Focus, Deep Work, and Your Finances

Harnessing your focus can make all the difference.

If you are reading this article, chances are you might have seen it posted, shared, or tweeted somewhere, and you might even be scrolling this through this on your phone. We are all more connected, more plugged in, more on-demand, and busier than ever before, but the following question is being asked more and more. Does all of this connectivity and communicating actually make us more productive, and allow us to get more things done in less time?

The answer might not be to your liking.

Thinking about this for a minute, and the following reality most likely becomes readily apparent as it pertains to your working, studying, and research habits. If you are trying to complete an especially complicated task, which can range from a complicated project at work to trying to pass the CPA exam, you quickly realize trying to multitask on social media does not result in optimal performance. The ability to focus, think deeply, have the mental bandwidth, and create innovative solutions to problems represent some of the most sought after skills in the workplace today. All too often, however, and probably including you as you are reading this article, we find ourselves perpetually distracted and unfocused on the task at hand. This paradox, the increasing importance of focus and critical thinking alongside the fact that we all are, almost to a person, constantly distracted, is creating an unsustainable situation.

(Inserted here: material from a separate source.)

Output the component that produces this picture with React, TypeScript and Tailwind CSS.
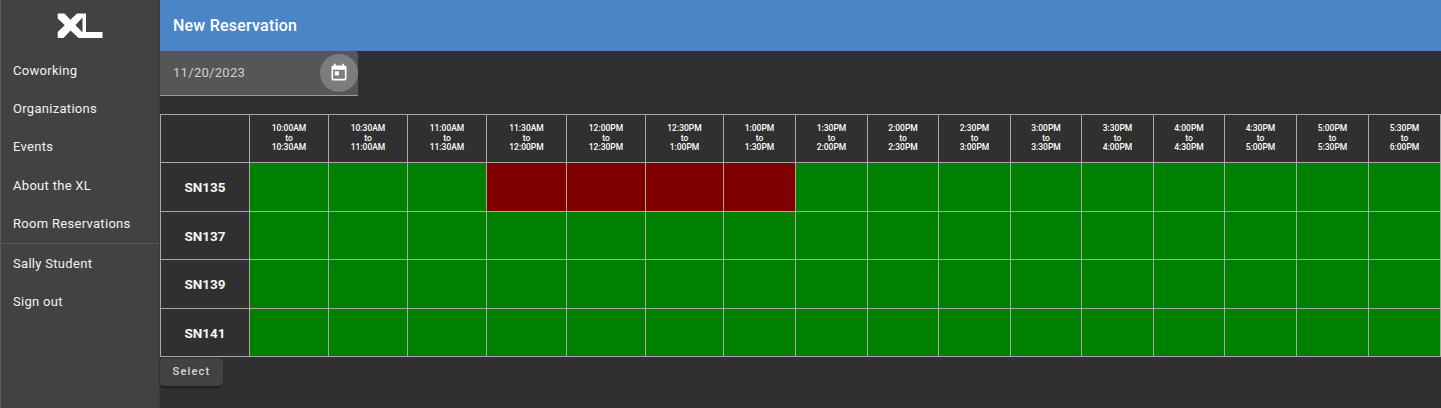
const SLOTS = [
  ['10:00AM', '10:30AM', 'w-[79px]'],
  ['10:30AM', '11:00AM', 'w-[79px]'],
  ['11:00AM', '11:30AM', 'w-[79px]'],
  ['11:30AM', '12:00PM', 'w-[80px]'],
  ['12:00PM', '12:30PM', 'w-[79px]'],
  ['12:30PM', '1:00PM', 'w-[78px]'],
  ['1:00PM', '1:30PM', 'w-[72px]'],
  ['1:30PM', '2:00PM', 'w-[72px]'],
  ['2:00PM', '2:30PM', 'w-[71px]'],
  ['2:30PM', '3:00PM', 'w-[72px]'],
  ['3:00PM', '3:30PM', 'w-[71px]'],
  ['3:30PM', '4:00PM', 'w-[72px]'],
  ['4:00PM', '4:30PM', 'w-[71px]'],
  ['4:30PM', '5:00PM', 'w-[72px]'],
  ['5:00PM', '5:30PM', 'w-[72px]'],
  ['5:30PM', '6:00PM', 'w-[72px]'],
]

const ROOMS = [
  { name: 'SN135', taken: [3, 4, 5, 6], height: 'h-[49px]' },
  { name: 'SN137', taken: [], height: 'h-[48px]' },
  { name: 'SN139', taken: [], height: 'h-[49px]' },
  { name: 'SN141', taken: [], height: 'h-[48px]' },
]

const NAV_TOP = ['Coworking', 'Organizations', 'Events', 'About the XL', 'Room Reservations']
const NAV_BOTTOM = ['Sally Student', 'Sign out']

function XlLogo() {
  return (
    <svg width="46" height="26" viewBox="0 0 46 26" fill="#fff" aria-hidden="true">
      {/* stroke from top left into the foot of the L */}
      <path d="M0.700 0.500H7.500L25 19H45.500V25H21.500L0.700 5.500Z" />
      {/* stroke from bottom left up into the L stem */}
      <path d="M0.700 19L20 0.500H29V19H25.500V4.500L6.500 25H0.700Z" />
    </svg>
  )
}

function TodayIcon() {
  return (
    <svg width="20" height="20" viewBox="0 0 24 24" fill="#fff" aria-hidden="true">
      <path d="M19 3h-1V1h-2v2H8V1H6v2H5c-1.110 0-1.990.900-1.990 2L3 19c0 1.100.890 2 2 2h14c1.100 0 2-.900 2-2V5c0-1.100-.900-2-2-2zm0 16H5V8h14v11zM7 10h5v5H7z" />
    </svg>
  )
}

function NavItem({ label }: { label: string }) {
  return (
    <a className="flex h-[38.4px] items-center pl-[12px] text-[13px] leading-none tracking-[0.3px] text-[#f2f2f2]">
      {label}
    </a>
  )
}

export default function App() {
  return (
    <div className="flex h-[408px] w-[1441px] overflow-hidden bg-[#303030] font-['Roboto',sans-serif] text-white">
      <aside className="flex h-full w-[160px] shrink-0 flex-col border-r border-l border-r-[#383838] border-l-[#5a5a5a] bg-[#424242]">
        <div className="flex h-[51px] shrink-0 items-center justify-center pr-[1px]">
          <XlLogo />
        </div>
        <nav className="flex flex-col">
          {NAV_TOP.map(label => <NavItem key={label} label={label} />)}
        </nav>
        <div className="border-t border-[#555555]">
          {NAV_BOTTOM.map(label => <NavItem key={label} label={label} />)}
        </div>
      </aside>

      <main className="flex min-w-0 flex-1 flex-col">
        <header className="flex h-[51px] shrink-0 items-center bg-[#4a85c7] pl-[13px] text-base font-medium tracking-[0.22px]">
          New Reservation
        </header>

        <div className="flex h-[45px] w-[198px] items-center justify-between rounded-tr-[4px] border-b border-[#9a9a9a] bg-[#565656] pl-[13px] text-[13px] tracking-[0.3px] text-[#d0d0d0]">
          <span>11/20/2023</span>
          <span className="flex h-[38px] w-[38px] items-center justify-center rounded-full bg-[#7c7c7c]">
            <TodayIcon />
          </span>
        </div>

        <table className="mt-[18px] w-[1281px] table-fixed border-collapse">
          <thead>
            <tr className="h-[48px]">
              <th className="w-[89px] border border-[#a8a8a8]" />
              {SLOTS.map(([from, to, width]) => (
                <th key={from} className={`${width} border border-[#a8a8a8] text-[8.500px] leading-[9.500px] font-medium text-white`}>
                  {from}<br />to<br />{to}
                </th>
              ))}
            </tr>
          </thead>
          <tbody>
            {ROOMS.map(room => (
              <tr key={room.name} className={room.height}>
                <th className="border border-[#a8a8a8] pt-[1px] text-[13.500px] font-bold text-[#f5f5f5]">{room.name}</th>
                {SLOTS.map(([from], i) => (
                  <td
                    key={from}
                    className={`border border-[#a8a8a8] ${room.taken.includes(i) ? 'bg-[#800000]' : 'bg-[#008000]'}`}
                  />
                ))}
              </tr>
            ))}
          </tbody>
        </table>

        <button className="mt-[1px] h-[28px] w-[63px] rounded-[4px] bg-[#424242] text-[11px] font-medium tracking-[1.2px] text-[#d8d8d8] shadow-[0_2px_2px_rgba(0,0,0,0.35)]">
          Select
        </button>
      </main>
    </div>
  )
}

Compounding this problem is the reality that such a consistent lack of focus and critical thinking is not merely an academic problem, but something that impacts all of us on an almost daily basis. Personal finances, putting together a spending plan, and making sure that keep yourself on track with your personal finance goals represent some of the most complicated and complex challenges facing individuals today. Most people know that finances are important toward establishing a successful plan for navigating personal and professional life, but a consistent question remains on how best to carve out time for deep thinking and planning.

Taking a logical view of the many multifaceted issues that are facing individuals as they try to improve their finances, in conjunction with managing the many other demands on their time, it does not appear logical to recommend complete isolation for thinking as a potential solution. Neither it is reasonable to ignore the reality that, all too often, things happen that are beyond our control in both the workplace and our personal lives. Acknowledging these realities, and working within these constraints, there are several concrete steps that can be taken today to help you carve out more time for deep thinking and work.

Let’s take a look at few steps you can start today to help you carve out some time to work on your improving your finances, mental well-being, or whatever other project is most important to you.

1) Take back your schedule — Clearly you cannot simply block out entire days for personal improvement and deep thinking, but even blocking out certain hours or periods of time is a productive start. Simply focusing on yourself for 10–15 minutes a day can really make a difference over time, and starting today helps you get this started.

2) Select one thing — It is tempting, and I am guilty of this myself, to try and do everything your possibly can, all at the same time. Doing this, however, flies in the face of what you are trying to accomplish when embarking on a deep work or critical thinking initiative. Pick one thing you want to improve, set aside time to work on it, and you might be surprised at how much progress you can make in short order.

3) Turn off your notifications — This one might be the most painful of these suggestions, but it also might do you the most good toward accomplishing your goal. It is going to be next to impossible to focus, concentrate, and put in that deeper thinking necessary if your phone/table is buzzing and beeping every few minutes. Even better, turning off your notifications is not a permanent action — you can always switch them back on later.

Critical thinking, and the ability to truly focus and think deeply on the matter at hand represent areas that are increasingly in demand by both employers and individuals. The paradox, however, is that even though we all seem to realize the importance of critical thinking and focusing on our work, is that we set ourselves up to be constantly distracted. Taking a few minutes to instead set yourself for higher level, and higher focused, work might make all the difference in your attempts to overhaul your finances, finish that complicated project, or make whatever big change you are considering.